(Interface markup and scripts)
____________________

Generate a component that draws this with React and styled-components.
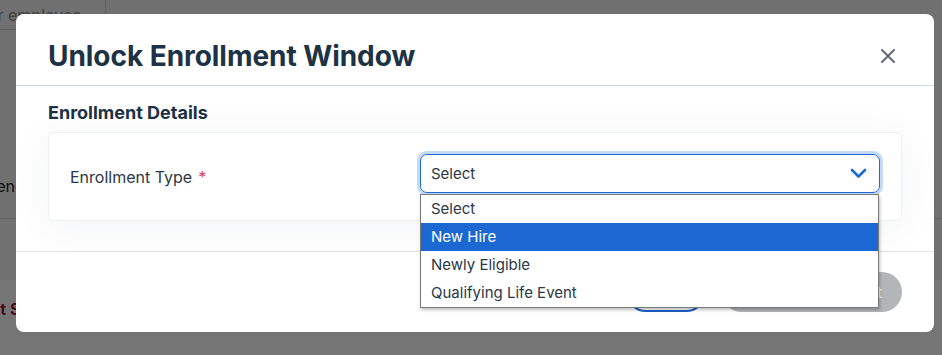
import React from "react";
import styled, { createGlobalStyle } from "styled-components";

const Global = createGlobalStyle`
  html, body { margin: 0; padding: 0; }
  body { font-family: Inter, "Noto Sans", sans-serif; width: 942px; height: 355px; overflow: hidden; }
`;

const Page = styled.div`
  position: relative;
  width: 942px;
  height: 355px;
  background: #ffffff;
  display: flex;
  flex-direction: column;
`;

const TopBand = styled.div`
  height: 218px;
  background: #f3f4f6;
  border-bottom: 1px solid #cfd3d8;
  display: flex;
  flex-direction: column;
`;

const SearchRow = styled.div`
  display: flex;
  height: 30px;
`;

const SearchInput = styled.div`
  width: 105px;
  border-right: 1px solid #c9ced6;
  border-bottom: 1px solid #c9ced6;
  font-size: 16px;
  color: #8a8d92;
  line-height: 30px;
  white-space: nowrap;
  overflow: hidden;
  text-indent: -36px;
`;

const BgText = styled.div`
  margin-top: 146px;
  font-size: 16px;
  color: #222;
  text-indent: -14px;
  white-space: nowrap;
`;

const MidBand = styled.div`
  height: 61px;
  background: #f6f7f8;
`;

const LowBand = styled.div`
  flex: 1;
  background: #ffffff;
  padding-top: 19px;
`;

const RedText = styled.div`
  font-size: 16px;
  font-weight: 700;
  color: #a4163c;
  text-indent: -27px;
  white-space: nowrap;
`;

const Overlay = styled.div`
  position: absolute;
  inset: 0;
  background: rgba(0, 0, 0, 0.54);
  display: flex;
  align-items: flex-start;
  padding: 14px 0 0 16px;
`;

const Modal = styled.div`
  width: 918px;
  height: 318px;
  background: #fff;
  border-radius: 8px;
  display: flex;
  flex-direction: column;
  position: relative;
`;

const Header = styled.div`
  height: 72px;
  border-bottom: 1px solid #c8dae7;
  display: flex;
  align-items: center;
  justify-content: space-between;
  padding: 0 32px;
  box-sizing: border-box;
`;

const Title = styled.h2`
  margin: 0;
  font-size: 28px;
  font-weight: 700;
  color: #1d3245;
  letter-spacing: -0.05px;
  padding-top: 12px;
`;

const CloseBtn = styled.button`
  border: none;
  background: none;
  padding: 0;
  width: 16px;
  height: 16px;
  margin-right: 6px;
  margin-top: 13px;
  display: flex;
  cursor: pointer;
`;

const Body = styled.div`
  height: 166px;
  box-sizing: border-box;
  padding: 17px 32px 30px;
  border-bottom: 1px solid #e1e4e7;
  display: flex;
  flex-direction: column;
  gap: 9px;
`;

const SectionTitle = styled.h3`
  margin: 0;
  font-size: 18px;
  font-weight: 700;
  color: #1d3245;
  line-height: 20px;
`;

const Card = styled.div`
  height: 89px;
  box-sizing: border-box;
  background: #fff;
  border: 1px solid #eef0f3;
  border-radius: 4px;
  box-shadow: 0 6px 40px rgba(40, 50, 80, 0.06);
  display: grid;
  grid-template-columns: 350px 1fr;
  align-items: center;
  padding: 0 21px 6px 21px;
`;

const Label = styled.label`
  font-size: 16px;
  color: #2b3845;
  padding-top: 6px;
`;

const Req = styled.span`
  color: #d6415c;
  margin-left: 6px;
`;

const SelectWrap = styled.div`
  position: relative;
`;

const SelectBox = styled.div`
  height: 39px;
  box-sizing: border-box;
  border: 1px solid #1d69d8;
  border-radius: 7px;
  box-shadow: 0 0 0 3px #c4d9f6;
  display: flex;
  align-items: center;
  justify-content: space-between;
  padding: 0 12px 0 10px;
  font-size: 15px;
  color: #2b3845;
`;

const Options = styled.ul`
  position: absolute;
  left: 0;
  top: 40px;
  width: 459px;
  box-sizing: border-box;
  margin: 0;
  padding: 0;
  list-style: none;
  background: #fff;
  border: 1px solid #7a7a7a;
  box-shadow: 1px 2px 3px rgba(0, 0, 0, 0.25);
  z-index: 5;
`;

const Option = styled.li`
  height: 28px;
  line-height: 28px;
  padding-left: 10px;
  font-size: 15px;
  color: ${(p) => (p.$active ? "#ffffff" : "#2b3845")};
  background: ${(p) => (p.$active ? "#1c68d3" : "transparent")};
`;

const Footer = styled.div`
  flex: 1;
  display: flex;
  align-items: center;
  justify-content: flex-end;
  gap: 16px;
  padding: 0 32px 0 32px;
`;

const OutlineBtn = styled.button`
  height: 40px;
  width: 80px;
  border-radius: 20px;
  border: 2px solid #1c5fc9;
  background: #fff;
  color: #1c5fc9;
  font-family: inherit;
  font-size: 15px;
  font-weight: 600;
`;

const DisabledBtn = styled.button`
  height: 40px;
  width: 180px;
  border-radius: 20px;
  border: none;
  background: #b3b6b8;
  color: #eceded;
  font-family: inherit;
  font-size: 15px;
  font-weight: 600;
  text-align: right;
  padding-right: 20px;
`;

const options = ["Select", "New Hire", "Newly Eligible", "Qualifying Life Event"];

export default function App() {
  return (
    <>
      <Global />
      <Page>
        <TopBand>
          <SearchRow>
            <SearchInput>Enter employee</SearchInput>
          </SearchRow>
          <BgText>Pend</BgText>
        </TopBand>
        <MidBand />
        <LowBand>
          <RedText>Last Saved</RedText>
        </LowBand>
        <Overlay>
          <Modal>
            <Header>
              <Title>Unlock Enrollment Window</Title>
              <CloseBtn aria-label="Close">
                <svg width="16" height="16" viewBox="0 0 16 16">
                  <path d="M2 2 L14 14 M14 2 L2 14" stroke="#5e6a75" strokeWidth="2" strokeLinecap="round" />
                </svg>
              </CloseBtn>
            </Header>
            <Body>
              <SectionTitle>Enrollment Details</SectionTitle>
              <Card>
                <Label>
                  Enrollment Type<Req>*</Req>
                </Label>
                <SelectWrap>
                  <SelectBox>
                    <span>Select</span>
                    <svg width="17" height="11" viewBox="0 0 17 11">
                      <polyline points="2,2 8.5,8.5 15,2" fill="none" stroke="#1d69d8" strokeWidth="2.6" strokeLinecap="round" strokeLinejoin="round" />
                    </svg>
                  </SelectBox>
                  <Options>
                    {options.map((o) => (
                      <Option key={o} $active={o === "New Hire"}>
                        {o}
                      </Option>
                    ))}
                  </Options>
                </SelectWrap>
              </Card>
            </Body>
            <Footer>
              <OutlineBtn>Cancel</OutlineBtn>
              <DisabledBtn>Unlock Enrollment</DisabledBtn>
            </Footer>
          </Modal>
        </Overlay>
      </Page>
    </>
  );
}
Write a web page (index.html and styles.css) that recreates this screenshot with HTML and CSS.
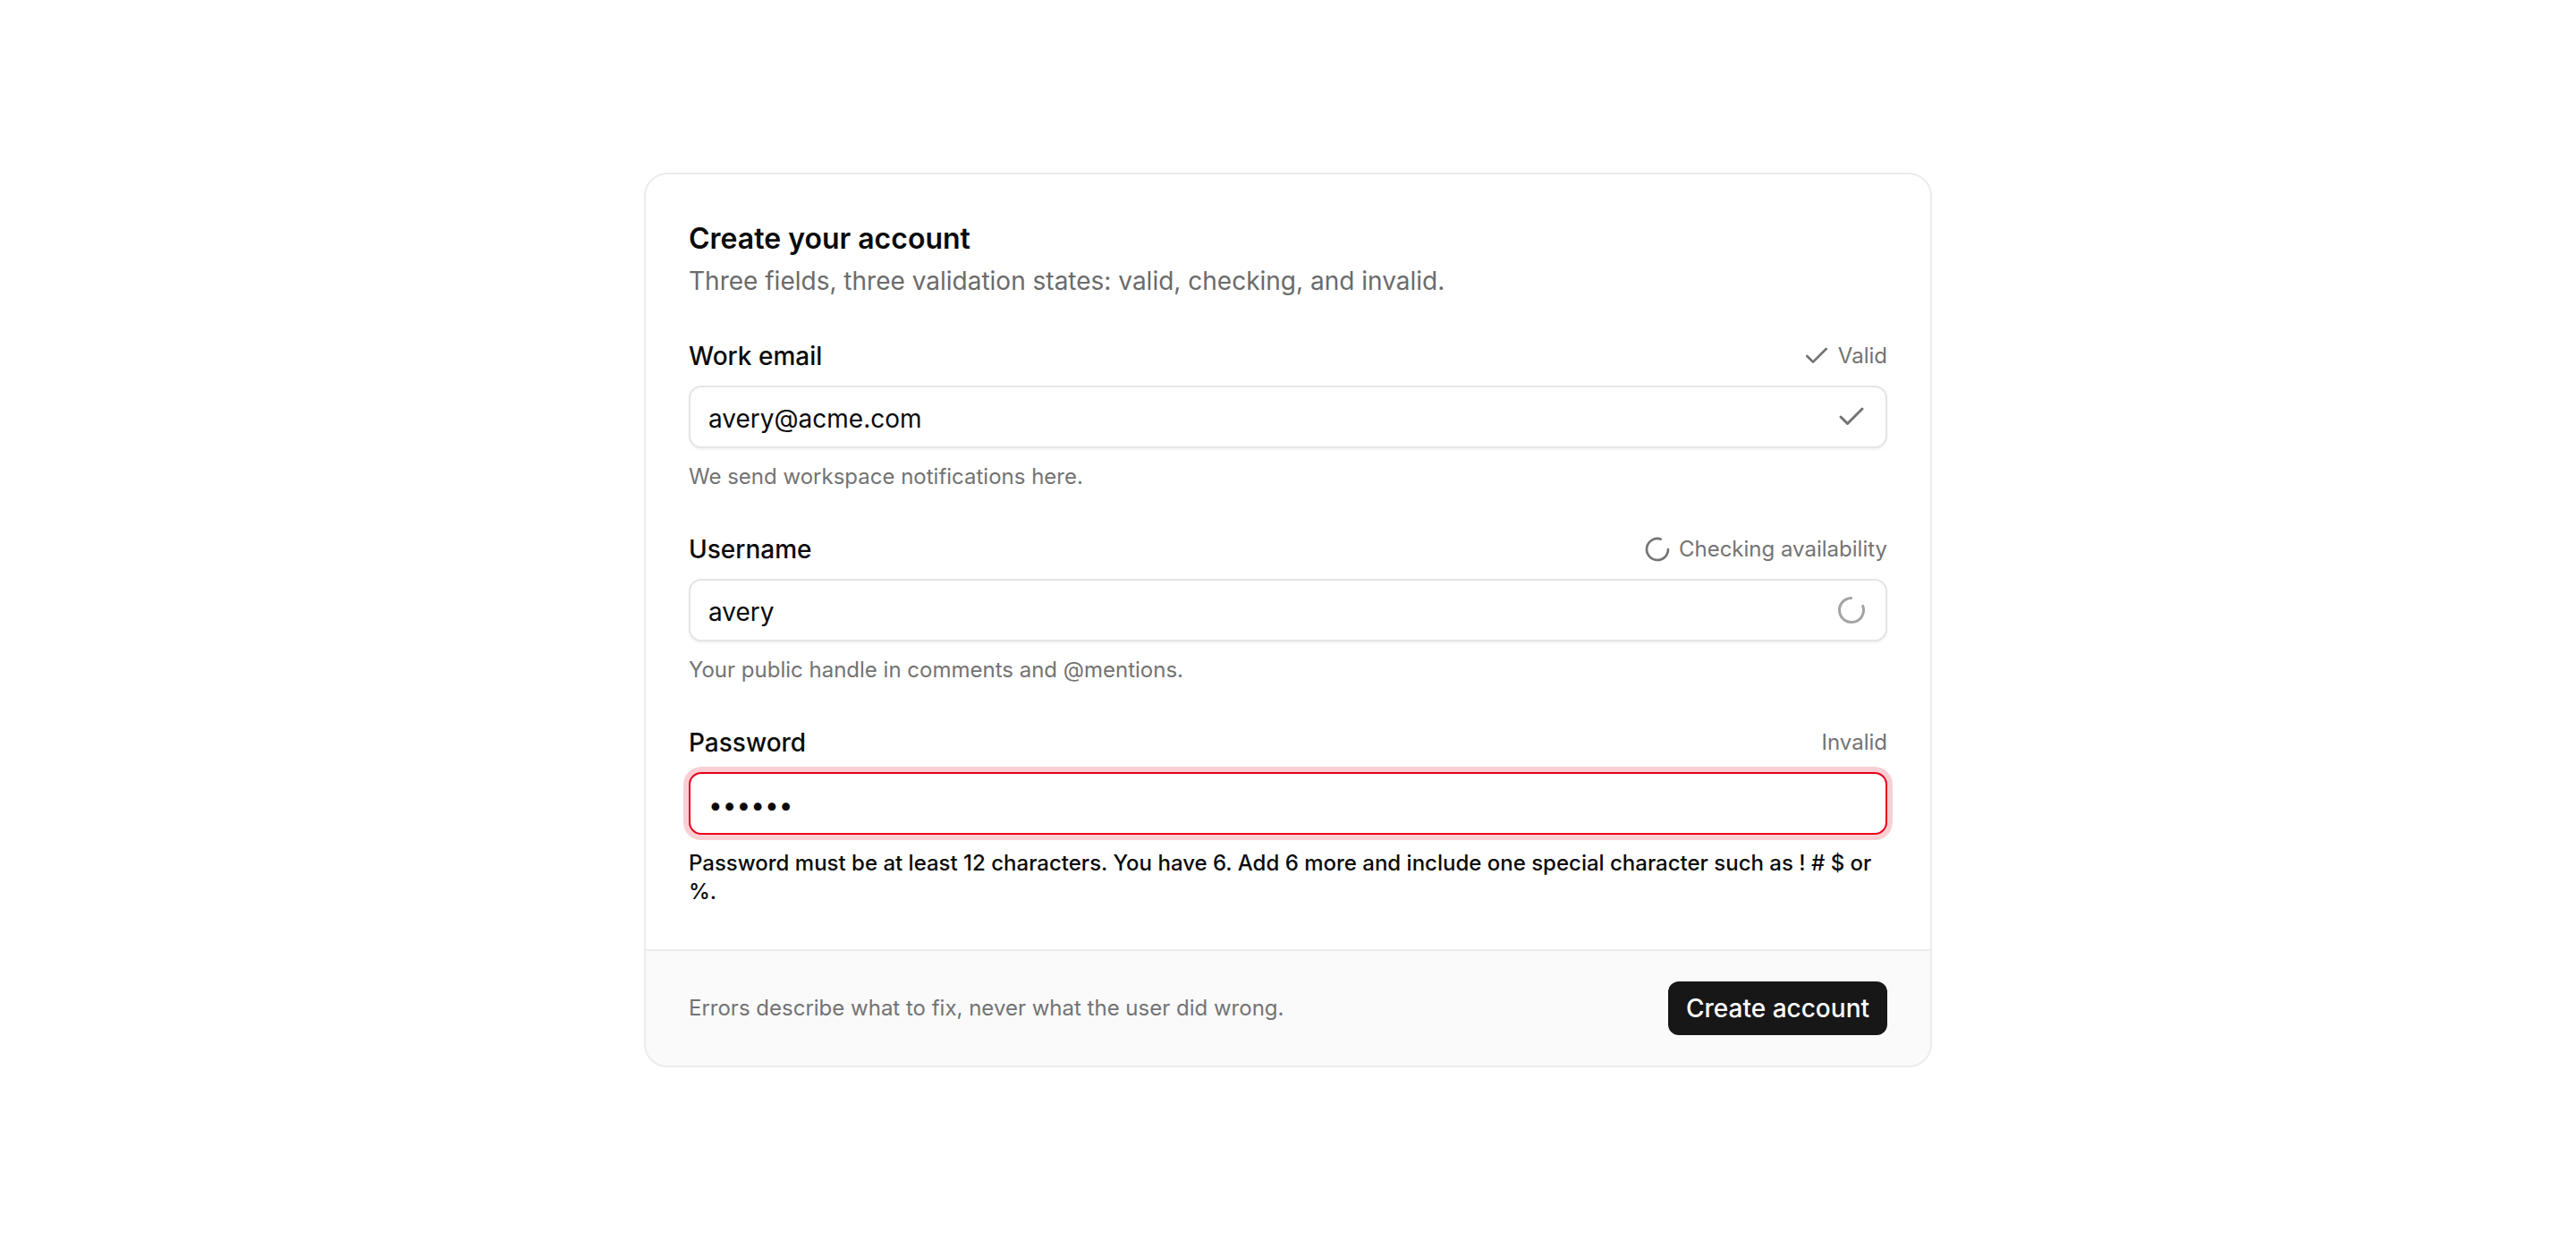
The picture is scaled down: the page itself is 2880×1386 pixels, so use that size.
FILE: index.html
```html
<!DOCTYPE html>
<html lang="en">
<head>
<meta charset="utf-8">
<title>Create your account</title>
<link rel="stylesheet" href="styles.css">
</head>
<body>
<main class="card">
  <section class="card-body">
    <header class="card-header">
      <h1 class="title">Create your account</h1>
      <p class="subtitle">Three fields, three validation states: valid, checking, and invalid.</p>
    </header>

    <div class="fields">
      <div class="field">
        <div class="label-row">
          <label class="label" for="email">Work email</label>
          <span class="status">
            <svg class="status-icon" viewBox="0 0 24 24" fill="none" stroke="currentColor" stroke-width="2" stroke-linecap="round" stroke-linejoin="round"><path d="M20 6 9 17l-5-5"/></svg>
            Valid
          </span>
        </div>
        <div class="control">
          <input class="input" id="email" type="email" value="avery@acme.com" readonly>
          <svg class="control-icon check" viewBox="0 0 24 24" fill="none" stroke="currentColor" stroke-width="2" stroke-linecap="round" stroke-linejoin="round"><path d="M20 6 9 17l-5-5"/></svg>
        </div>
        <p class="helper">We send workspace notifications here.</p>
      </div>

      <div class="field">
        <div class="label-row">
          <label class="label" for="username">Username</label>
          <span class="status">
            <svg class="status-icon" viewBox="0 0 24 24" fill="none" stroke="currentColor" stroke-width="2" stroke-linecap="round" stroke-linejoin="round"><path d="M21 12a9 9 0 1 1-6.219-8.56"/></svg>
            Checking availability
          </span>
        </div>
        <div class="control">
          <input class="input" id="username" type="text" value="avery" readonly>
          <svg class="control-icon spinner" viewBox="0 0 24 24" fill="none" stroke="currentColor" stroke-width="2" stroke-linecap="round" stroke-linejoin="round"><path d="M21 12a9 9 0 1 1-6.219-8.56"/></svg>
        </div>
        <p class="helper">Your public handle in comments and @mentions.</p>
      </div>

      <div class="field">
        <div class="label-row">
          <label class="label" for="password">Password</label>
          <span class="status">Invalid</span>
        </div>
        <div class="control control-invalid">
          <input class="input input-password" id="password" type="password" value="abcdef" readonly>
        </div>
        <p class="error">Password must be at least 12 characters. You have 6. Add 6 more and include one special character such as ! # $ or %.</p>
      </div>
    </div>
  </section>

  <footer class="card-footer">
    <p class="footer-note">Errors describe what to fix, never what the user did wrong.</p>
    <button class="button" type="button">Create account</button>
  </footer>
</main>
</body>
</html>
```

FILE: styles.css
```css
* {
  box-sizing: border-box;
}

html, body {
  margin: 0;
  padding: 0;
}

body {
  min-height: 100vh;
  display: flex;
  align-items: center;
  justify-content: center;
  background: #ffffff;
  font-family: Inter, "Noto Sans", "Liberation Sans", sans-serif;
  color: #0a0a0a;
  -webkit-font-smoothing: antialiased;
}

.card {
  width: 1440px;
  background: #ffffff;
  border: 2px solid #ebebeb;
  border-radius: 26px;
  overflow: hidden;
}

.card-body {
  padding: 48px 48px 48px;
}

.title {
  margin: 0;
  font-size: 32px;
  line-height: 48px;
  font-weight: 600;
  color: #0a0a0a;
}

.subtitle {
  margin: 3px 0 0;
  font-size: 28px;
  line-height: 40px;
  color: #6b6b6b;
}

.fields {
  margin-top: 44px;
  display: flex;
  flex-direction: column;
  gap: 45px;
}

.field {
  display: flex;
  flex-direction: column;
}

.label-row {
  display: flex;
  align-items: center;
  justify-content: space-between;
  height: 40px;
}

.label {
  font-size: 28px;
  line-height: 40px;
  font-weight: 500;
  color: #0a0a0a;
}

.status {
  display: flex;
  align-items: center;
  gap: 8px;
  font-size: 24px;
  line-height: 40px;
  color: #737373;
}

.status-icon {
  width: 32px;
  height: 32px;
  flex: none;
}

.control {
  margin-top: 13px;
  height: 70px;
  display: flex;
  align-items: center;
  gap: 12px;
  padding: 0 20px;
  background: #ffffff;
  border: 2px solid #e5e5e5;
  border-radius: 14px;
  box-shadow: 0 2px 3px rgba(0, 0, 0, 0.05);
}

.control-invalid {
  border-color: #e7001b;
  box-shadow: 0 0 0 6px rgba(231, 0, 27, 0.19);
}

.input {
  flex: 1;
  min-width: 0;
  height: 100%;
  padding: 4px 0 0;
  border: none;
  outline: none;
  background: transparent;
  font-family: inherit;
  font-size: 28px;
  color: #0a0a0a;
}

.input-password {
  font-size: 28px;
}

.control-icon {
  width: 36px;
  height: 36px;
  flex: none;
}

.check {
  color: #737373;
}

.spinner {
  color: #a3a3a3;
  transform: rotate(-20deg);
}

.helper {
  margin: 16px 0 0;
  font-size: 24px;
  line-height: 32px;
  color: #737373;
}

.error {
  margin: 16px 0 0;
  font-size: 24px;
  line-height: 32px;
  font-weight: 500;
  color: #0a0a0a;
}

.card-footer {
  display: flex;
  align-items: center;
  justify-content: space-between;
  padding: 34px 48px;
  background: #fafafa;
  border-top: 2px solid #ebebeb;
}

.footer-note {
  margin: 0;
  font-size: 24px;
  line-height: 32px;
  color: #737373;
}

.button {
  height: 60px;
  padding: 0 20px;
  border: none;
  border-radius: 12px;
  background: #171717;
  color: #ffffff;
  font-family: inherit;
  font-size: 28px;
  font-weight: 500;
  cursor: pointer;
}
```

____________________

Go through the records and show every line with the string "index" in it.

— FINISHED ANSWER —
  z-index: 5;
Write a web page (index.html and styles.css) that recreates this screenshot with HTML and CSS.
FILE: index.html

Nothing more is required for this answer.